The writing intensive class is heating up! We have a new teacher for Level II, Joe, and he is full of energy and his energy psyches all of us into a creative state of being. He asks for more writing in less time, but since the class environment is safe and I am free to learn as I work, I dig in and try to think of “situations” to expand into sketches. We are asked to write down twenty situations/plotlines in fifteen minutes. Joe states emphatically, “Quantity over quality!” The hard thing about this request is that there is no room for self-criticism, something that comes naturally to many of us. However, when you are trying to beat the clock, you have to free your mind of any negativity and push forward or you will never meet the objective. Once we hit the number twenty or fifteen minutes, whichever comes first, we choose five of the twenty that we like the most, read them to the class and the class decides which plotline each of us will develop into a sketch to be read in class tomorrow. Majority rule!
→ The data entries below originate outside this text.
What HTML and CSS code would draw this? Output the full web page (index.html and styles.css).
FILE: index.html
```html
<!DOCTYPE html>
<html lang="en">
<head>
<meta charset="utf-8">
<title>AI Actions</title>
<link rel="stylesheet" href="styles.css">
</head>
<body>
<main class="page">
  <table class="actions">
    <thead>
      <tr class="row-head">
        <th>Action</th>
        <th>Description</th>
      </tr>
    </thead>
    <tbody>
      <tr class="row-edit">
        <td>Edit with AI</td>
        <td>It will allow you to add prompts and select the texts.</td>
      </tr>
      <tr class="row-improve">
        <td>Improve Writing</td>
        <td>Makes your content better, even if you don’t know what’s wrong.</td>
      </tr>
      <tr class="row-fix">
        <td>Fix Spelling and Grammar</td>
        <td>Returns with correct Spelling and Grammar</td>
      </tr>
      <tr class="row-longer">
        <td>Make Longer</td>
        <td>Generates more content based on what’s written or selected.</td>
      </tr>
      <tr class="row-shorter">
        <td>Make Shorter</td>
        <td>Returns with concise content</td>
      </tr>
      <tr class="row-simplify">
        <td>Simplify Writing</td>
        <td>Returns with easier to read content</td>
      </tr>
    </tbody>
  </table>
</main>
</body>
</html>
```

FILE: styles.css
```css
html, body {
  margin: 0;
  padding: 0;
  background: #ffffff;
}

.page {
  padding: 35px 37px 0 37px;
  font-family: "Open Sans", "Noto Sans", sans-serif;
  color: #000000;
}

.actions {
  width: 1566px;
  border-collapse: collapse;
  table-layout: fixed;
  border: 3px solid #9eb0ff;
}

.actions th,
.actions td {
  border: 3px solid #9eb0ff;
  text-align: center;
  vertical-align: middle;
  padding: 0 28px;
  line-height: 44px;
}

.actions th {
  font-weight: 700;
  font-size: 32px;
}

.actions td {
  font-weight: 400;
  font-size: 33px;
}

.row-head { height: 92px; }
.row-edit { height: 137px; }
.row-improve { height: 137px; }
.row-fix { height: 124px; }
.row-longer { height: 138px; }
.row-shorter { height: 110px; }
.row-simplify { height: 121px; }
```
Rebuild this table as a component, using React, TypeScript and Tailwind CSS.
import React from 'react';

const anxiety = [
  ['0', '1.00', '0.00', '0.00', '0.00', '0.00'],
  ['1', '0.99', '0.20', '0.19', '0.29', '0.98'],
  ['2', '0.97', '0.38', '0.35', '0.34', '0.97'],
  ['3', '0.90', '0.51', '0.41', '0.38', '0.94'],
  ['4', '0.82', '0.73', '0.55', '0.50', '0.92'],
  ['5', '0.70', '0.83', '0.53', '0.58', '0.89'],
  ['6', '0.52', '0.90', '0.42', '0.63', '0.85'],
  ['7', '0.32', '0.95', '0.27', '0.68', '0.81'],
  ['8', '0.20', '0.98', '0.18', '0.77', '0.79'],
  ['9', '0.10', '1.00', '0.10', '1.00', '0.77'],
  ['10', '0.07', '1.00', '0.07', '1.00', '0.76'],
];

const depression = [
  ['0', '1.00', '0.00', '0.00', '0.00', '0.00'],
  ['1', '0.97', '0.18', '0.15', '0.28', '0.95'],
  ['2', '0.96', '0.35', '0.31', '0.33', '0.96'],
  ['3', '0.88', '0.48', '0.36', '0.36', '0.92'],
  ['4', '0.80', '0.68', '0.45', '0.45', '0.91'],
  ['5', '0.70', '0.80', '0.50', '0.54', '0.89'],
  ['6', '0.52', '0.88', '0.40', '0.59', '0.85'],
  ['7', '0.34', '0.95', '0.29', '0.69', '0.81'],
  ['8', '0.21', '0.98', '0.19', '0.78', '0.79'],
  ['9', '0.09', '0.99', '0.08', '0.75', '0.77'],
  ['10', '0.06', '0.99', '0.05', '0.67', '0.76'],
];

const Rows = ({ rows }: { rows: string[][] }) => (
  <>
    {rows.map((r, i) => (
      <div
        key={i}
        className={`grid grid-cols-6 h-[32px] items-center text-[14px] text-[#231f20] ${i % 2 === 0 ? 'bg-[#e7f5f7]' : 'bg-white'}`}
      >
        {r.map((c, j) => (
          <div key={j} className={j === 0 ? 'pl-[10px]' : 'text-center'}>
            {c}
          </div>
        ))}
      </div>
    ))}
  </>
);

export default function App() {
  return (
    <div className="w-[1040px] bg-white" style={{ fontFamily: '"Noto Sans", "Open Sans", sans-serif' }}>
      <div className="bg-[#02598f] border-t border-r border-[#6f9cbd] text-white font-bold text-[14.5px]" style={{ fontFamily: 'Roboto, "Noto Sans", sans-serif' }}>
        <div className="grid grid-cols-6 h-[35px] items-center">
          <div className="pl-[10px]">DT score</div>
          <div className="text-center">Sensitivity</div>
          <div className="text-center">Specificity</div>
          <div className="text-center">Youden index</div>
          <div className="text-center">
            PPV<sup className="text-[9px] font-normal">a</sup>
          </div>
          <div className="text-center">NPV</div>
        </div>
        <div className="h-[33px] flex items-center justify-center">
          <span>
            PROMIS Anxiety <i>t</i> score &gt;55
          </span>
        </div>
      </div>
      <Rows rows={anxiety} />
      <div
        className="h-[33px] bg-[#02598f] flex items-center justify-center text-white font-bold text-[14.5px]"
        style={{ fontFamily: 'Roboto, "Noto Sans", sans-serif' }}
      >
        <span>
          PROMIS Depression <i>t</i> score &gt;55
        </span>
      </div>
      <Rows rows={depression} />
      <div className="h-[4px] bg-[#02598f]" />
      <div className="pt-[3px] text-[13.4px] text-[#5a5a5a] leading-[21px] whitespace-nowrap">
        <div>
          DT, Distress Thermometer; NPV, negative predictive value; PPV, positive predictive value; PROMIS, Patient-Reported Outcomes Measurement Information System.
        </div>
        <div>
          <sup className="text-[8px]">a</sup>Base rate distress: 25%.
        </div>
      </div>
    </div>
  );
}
This process will be a fabulous pre-writing exercise for my 2e students, who tend to be overly critical of their writing skills and many times freeze over their laptops, hypnotized by the cursor and unable to get one word from their brain into their word document. I will need to cut the number of ideas down from twenty to ten, or surely there will be several spontaneous combustions to deal with in the classroom. But this exercise in pushing through the fear and critical voices will become a fixture in our writing curriculum. If I can get them to accept less than perfect ideas as a beginning, instead of an end, my students will be closer to the flexibility and cognitive shift necessary in producing written expression.
Now I must flex my own cognitive muscle and write!